Support for 3.3 and N:M threads #18

etiennebarrie · 2024-02-06T10:45:38Z

Fix #17
Paired with @byroot

This PR adds support for Ruby 3.3 by using the new rb_internal_thread_specific_get which allows accessing data specific to a Ruby thread without requiring the GVL to be locked. It also handles N:M threads automatically.

More info here: ruby/ruby@352a885

In Ruby 3.3, the thread events don't necessarily run from the thread they correspond to, so the thread corresponding to the event is sent in event_data, and now GT_LOCAL_STATE needs to take the thread too.

To handle GC, the thread specific data is wrapped into a TypedData struct and stored in the Ruby thread as a instance variable. This requires getting the GVL, so we have an allocate flag on GT_LOCAL_STATE too, which is false when we're not running from the thread and can't allocate. The hook only runs from its corresponding thread for the RUBY_INTERNAL_THREAD_EVENT_STARTED and RUBY_INTERNAL_THREAD_EVENT_RESUMED events, so we can allocate there.

If the local state hasn't been initialized yet, we just return early. This means we would skipping events from already existing threads that haven't been resumed yet. To avoid this, we initialize all threads when tracing starts. We do this from Ruby, which ensures we have the GVL. We added a spec for that, which passes on main on 3.2, but not on 3.3.

To support N:M threads (and differentiate events from different threads but the same native thread), instead of returning the native thread id, we know return the address of the Ruby thread in tid (on Ruby 3.3).

Co-authored-by: Jean Boussier <jean.boussier@gmail.com>

byroot · 2024-02-06T10:51:23Z

FYI @jpcamara

etiennebarrie · 2024-02-06T10:57:20Z

We're not cleaning up the thread specific data.

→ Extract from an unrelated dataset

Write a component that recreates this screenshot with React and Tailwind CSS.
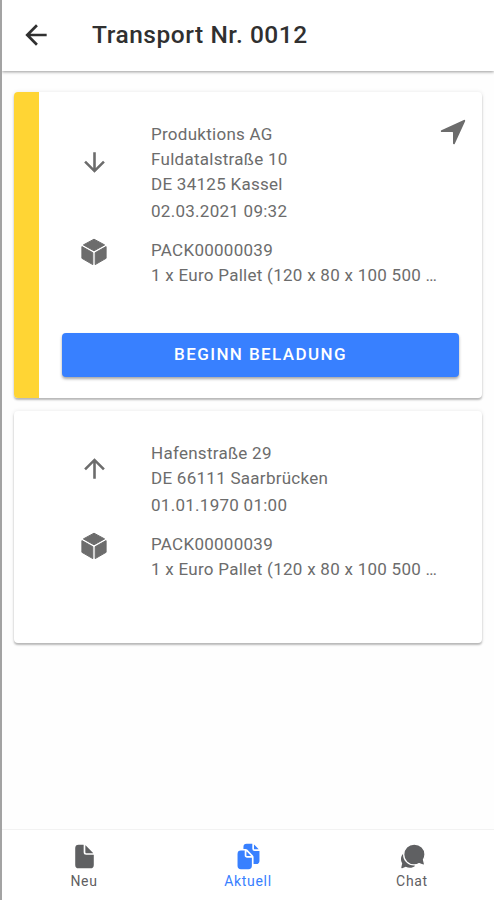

From the Ruby commit:

Note that you should not forget to clean up the set data.

This only applies if the thread hasn't been GC'd yet. When we stop tracing, we should clean up behind ourselves.

Another thing is that the thread name handling is still using the native thread id: https://github.com/etiennebarrie/gvl-tracing/blob/7b484b979f4322bf5057e9edda2bd2163497f510/lib/gvl-tracing.rb#L75

jpcamara · 2024-02-06T22:37:15Z

FYI @jpcamara

Thanks @byroot, should be a helpful learning experience going through the struct code 👍🏼 . I've found a couple issues trying it out - i'll post some review comments

jpcamara

Glad to see a TypedData approach here vs my PRs approach of a more standard c malloc/free🏅. I've left some comments in the code. Some are questions, some are issues to address. Thanks!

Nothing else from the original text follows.